What’s this moral state thing we’re carrying around with us? It can’t leave some kind of physical trace on our bodies like memory. It’s not something you can surgically remove and point to. If it was some earthly institution would have branded it by now. And if it’s not physical, what is it? Abstract? Outside of space and time? How would that even work? Where is the connection between this moral state and us who ‘carry’ it?

And if this strange moral state, being abstract and outside of space and time, does exist – how then does an earthly and immoral action, enmeshed deep within the confines of space and time, manage to influence this lofty moral state? How does an earthly action generate a blemish that may inflict itself upon something so aethereal? How does that work?

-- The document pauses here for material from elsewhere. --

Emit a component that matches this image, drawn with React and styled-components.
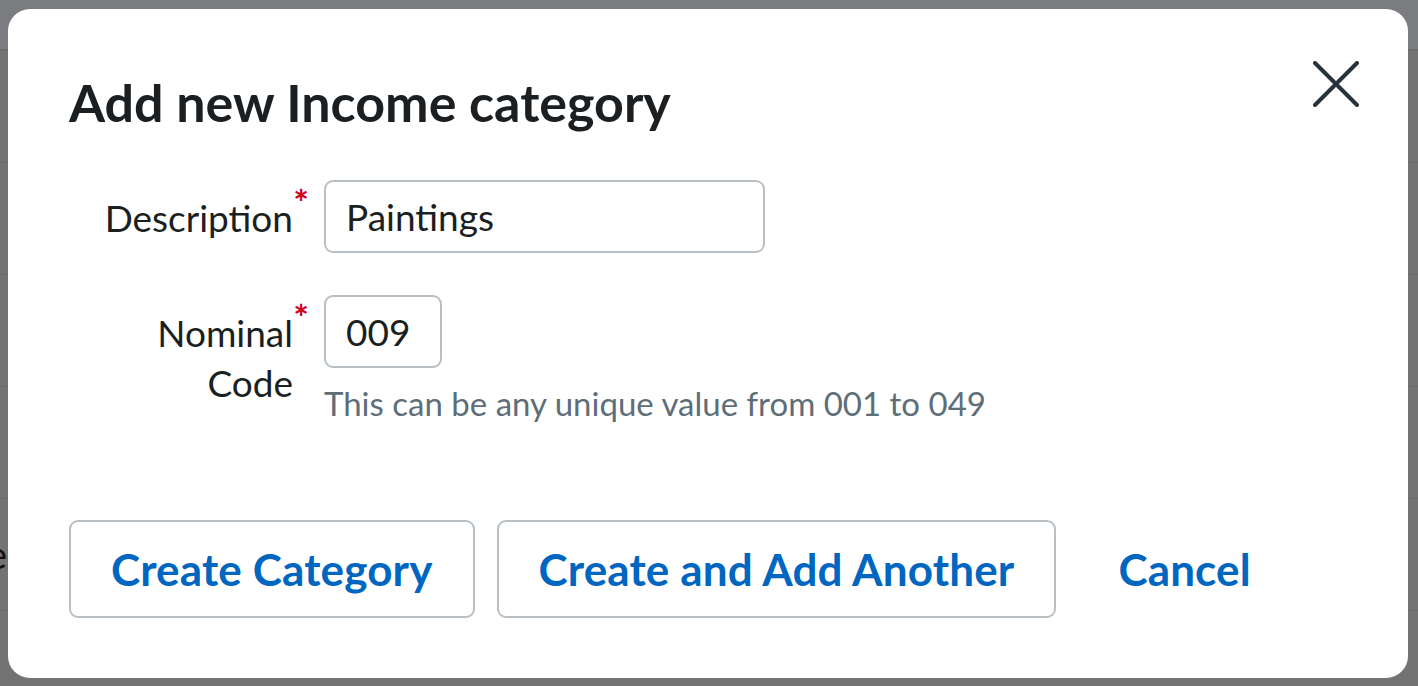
import React, { useState } from 'react';
import styled, { createGlobalStyle } from 'styled-components';

const GlobalStyle = createGlobalStyle`
    html, body {
        margin: 0;
        padding: 0;
    }
    body {
        font-family: 'Lato', 'Liberation Sans', sans-serif;
        background: #737373;
        overflow: hidden;
    }
`;

const Page = styled.div`
    width: 100vw;
    height: 100vh;
    overflow: hidden;
    display: flex;
    flex-direction: column;
    background: #737373;
`;

const PageHeader = styled.div`
    height: 51px;
    flex-shrink: 0;
    background: #7b7c80;
    border-bottom: 2px solid #6c6c6c;
    box-sizing: border-box;
`;

const PageRow = styled.div`
    height: 112px;
    flex-shrink: 0;
    display: flex;
    align-items: center;
    border-bottom: 2px solid #6c6c6c;
    box-sizing: border-box;
    color: #111;
    font-size: 38px;
`;

const RowCell = styled.span`
    margin-left: -13px;
`;

const Modal = styled.div`
    position: fixed;
    left: 8px;
    top: 9px;
    width: 1400px;
    height: 669px;
    box-sizing: border-box;
    background: #fff;
    border-radius: 22px;
    padding: 62px 61px 0 61px;
    display: flex;
    flex-direction: column;
`;

const TitleBar = styled.div`
    display: flex;
    justify-content: space-between;
    align-items: flex-start;
`;

const Title = styled.h2`
    margin: 0;
    font-size: 52px;
    line-height: 62px;
    font-weight: 700;
    color: #1b1f22;
`;

const CloseButton = styled.button`
    margin: -13px -15px 0 0;
    width: 52px;
    height: 52px;
    padding: 3px;
    border: none;
    background: none;
    cursor: pointer;
    display: flex;
    align-items: center;
    justify-content: center;
`;

const Form = styled.div`
    margin-top: 47px;
    display: flex;
    flex-direction: column;
    gap: 42px;
`;

const FieldRow = styled.div`
    display: grid;
    grid-template-columns: 224px 1fr;
    column-gap: 31px;
    align-items: start;
`;

const Label = styled.label`
    position: relative;
    text-align: right;
    font-size: 37px;
    line-height: 50px;
    color: #1b1f22;
    padding-top: ${({ offset }) => offset}px;
`;

const Required = styled.span`
    position: absolute;
    right: -16px;
    top: ${({ offset }) => offset - 6}px;
    color: #d0011b;
    font-size: 37px;
    font-weight: 700;
    line-height: 30px;
`;

const FieldBody = styled.div`
    display: flex;
    flex-direction: column;
    align-items: flex-start;
`;

const TextInput = styled.input`
    box-sizing: border-box;
    width: ${({ width }) => width}px;
    height: 73px;
    padding: 0 20px;
    border: 2px solid #b8c0c5;
    border-radius: 9px;
    font-family: inherit;
    font-size: 37px;
    color: #1b1f22;
    outline: none;
    background: #fff;
`;

const Hint = styled.div`
    margin-top: 15px;
    font-size: 33px;
    line-height: 40px;
    color: #5e6e78;
`;

const Actions = styled.div`
    margin-top: 97px;
    display: flex;
    align-items: center;
    gap: 22px;
`;

const ActionButton = styled.button`
    box-sizing: border-box;
    height: 98px;
    padding: 0 ${({ plain }) => (plain ? '38px' : '40px')};
    border: ${({ plain }) => (plain ? '2px solid transparent' : '2px solid #b8c0c5')};
    border-radius: 9px;
    background: #fff;
    color: #0066c0;
    font-family: inherit;
    font-size: 44px;
    font-weight: 700;
    letter-spacing: 0.15px;
    cursor: pointer;
`;

const CloseIcon = () => (
    <svg width="46" height="46" viewBox="0 0 46 46" fill="none">
        <path d="M2 2 L44 44 M44 2 L2 44" stroke="#27343b" strokeWidth="4" strokeLinecap="round" />
    </svg>
);

const App = () => {
    const [description, setDescription] = useState('Paintings');
    const [code, setCode] = useState('009');

    return (
        <>
            <GlobalStyle />
            <Page>
                <PageHeader />
                <PageRow />
                <PageRow />
                <PageRow />
                <PageRow />
                <PageRow>
                    <RowCell>e</RowCell>
                </PageRow>
                <PageRow />
            </Page>
            <Modal role="dialog">
                <TitleBar>
                    <Title>Add new Income category</Title>
                    <CloseButton aria-label="Close">
                        <CloseIcon />
                    </CloseButton>
                </TitleBar>
                <Form>
                    <FieldRow>
                        <Label offset={13}>
                            Description
                            <Required offset={13}>*</Required>
                        </Label>
                        <FieldBody>
                            <TextInput width={441} value={description} onChange={(e) => setDescription(e.target.value)} />
                        </FieldBody>
                    </FieldRow>
                    <FieldRow>
                        <Label offset={13}>
                            Nominal Code
                            <Required offset={13}>*</Required>
                        </Label>
                        <FieldBody>
                            <TextInput width={118} value={code} onChange={(e) => setCode(e.target.value)} />
                            <Hint>This can be any unique value from 001 to 049</Hint>
                        </FieldBody>
                    </FieldRow>
                </Form>
                <Actions>
                    <ActionButton>Create Category</ActionButton>
                    <ActionButton>Create and Add Another</ActionButton>
                    <ActionButton plain>Cancel</ActionButton>
                </Actions>
            </Modal>
        </>
    );
};

export default App;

And what distinction is there between a moral act and an immoral one that empowers an immoral act to generate this blemish, and the moral act not? Where does such distinction come from? Where does it exist? Outside of space and time again? If so, how is it that this definition is so enmeshed within actions that are themselves so tightly bound to the earthly realm?

Very confusing questions.

Yet all the more confusing still to consider the relation between purity and sex. Why is it that a woman having never known sex can be said to be more pure than a woman who has? What is it that is so particular to sexual experience to make it so much more impure than other experiences? Is an unbroken hymen somehow more pure than a broken one? Does the earthly act of having her hymen broken somehow generate some kind of blemish that then somehow translate itself onto her aethereal moral state?

And how is it that this very same act is suddenly pure given a simple ceremony of marriage? Does the blemish travel up from the hymen and down the arm only to be held in check by the woman’s wedding ring? If a wedding ring, then why not a boyfriend ring, or a friendship ring, or an acquaintance ring, or an I-just-really-felt-like-it ring, or any ring of any kind? Under what perverse physical law or mechanism does pure sex in the bed of marriage operate so as to distinguish it from impure sex outside of it? What’s going on here? How does this strange idea work in the arena of time, space, and brutally honest reality?

What is this link between sex and purity? Where was it invented? Why was it invented? How is it that someone can even utter the idea without their brain tying itself into knots with the sheer confusion of it all?

Does purity exist? Is purity true? Is purity real?

Very confusing questions.

Much easier, much less confusing, to do away with this strange idea of purity. To take each woman, each man, each lover and each moment sans aethereal moral state. To take them as they are and for what they are.

What else can they be, if not what they are?